- [Supplied information]
:::::

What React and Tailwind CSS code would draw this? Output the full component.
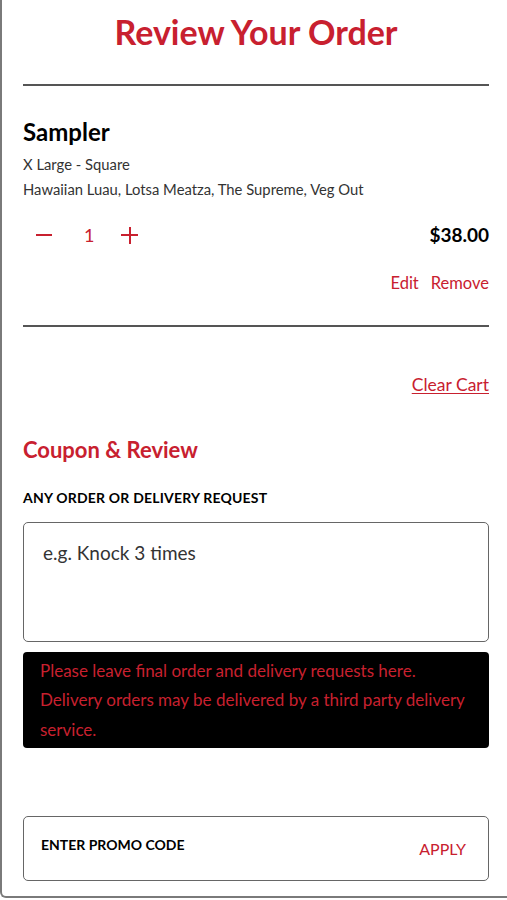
import React from "react";

export default function App() {
    return (
        <div className="w-[507px] h-[900px] bg-white" style={{ fontFamily: "Lato, 'Noto Sans', sans-serif" }}>
            <div className="h-[898px] border-l-2 border-b-2 border-[#7a7a7a] rounded-bl-md pl-[21px] pr-[18px]">
                <h1 className="pt-[12px] text-center text-[34px] font-bold leading-[40px] text-[#c8202f]">Review Your Order</h1>
                <div className="mt-[32px] h-[2px] bg-[#555]"></div>

                {/* cart item */}
                <div className="pt-[31px]">
                    <div className="text-[24px] font-bold leading-[30px] text-black">Sampler</div>
                    <div className="mt-[5px] text-[14.8px] leading-[25px] text-[#333]">X Large - Square</div>
                    <div className="text-[14.8px] leading-[25px] text-[#333]">Hawaiian Luau, Lotsa Meatza, The Supreme, Veg Out</div>
                    <div className="mt-[19px] flex items-center justify-between">
                        <div className="flex items-center text-[#c8202f]">
                            <button className="ml-[13px] w-[17px] h-[20px] flex items-center">
                                <span className="block w-[16px] h-[2px] bg-[#c8202f]"></span>
                            </button>
                            <span className="ml-[31px] text-[18px] leading-[24px]">1</span>
                            <button className="ml-[27px] relative w-[17px] h-[17px]">
                                <span className="absolute left-0 top-[7.5px] w-[17px] h-[2px] bg-[#c8202f]"></span>
                                <span className="absolute left-[7.5px] top-0 w-[2px] h-[17px] bg-[#c8202f]"></span>
                            </button>
                        </div>
                        <div className="text-[19px] font-bold text-black">$38.00</div>
                    </div>
                    <div className="mt-[21px] flex justify-end gap-[12px] text-[16.5px] text-[#c8202f]">
                        <span>Edit</span>
                        <span>Remove</span>
                    </div>
                </div>
                <div className="mt-[30px] h-[2px] bg-[#555]"></div>

                <div className="mt-[45px] flex justify-end">
                    <a className="text-[17.5px] text-[#c8202f] underline underline-offset-2">Clear Cart</a>
                </div>

                <h2 className="mt-[37px] text-[22px] font-bold leading-[28px] text-[#c8202f]">Coupon &amp; Review</h2>
                <div className="mt-[25px] text-[14px] font-bold leading-[18px] text-black tracking-[0.2px]">ANY ORDER OR DELIVERY REQUEST</div>

                <div className="mt-[15px] h-[120px] rounded-[5px] border-[1.5px] border-[#666] px-[19px] pt-[18px] text-[19px] leading-[24px] text-[#333]">
                    e.g. Knock 3 times
                </div>
                <div className="mt-[10px] rounded-[4px] bg-black pl-[17px] pr-[14px] py-[4px] text-[17px] leading-[29.5px] text-[#c8202f]">
                    Please leave final order and delivery requests here. Delivery orders may be delivered by a third party delivery service.
                </div>

                <div className="mt-[68px] h-[65px] rounded-[5px] border-[1.5px] border-[#666] flex items-start justify-between px-[17px]">
                    <span className="mt-[17px] text-[14px] font-bold text-black">ENTER PROMO CODE</span>
                    <span className="mt-[20px] mr-[5px] text-[16px] text-[#c8202f]">APPLY</span>
                </div>
            </div>
        </div>
    );
}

:::::

- [Requirement] Read the lines above. Gather those in which the string "React" is found.

- [Written solution]
What React and Tailwind CSS code would draw this? Output the full component.
import React from "react";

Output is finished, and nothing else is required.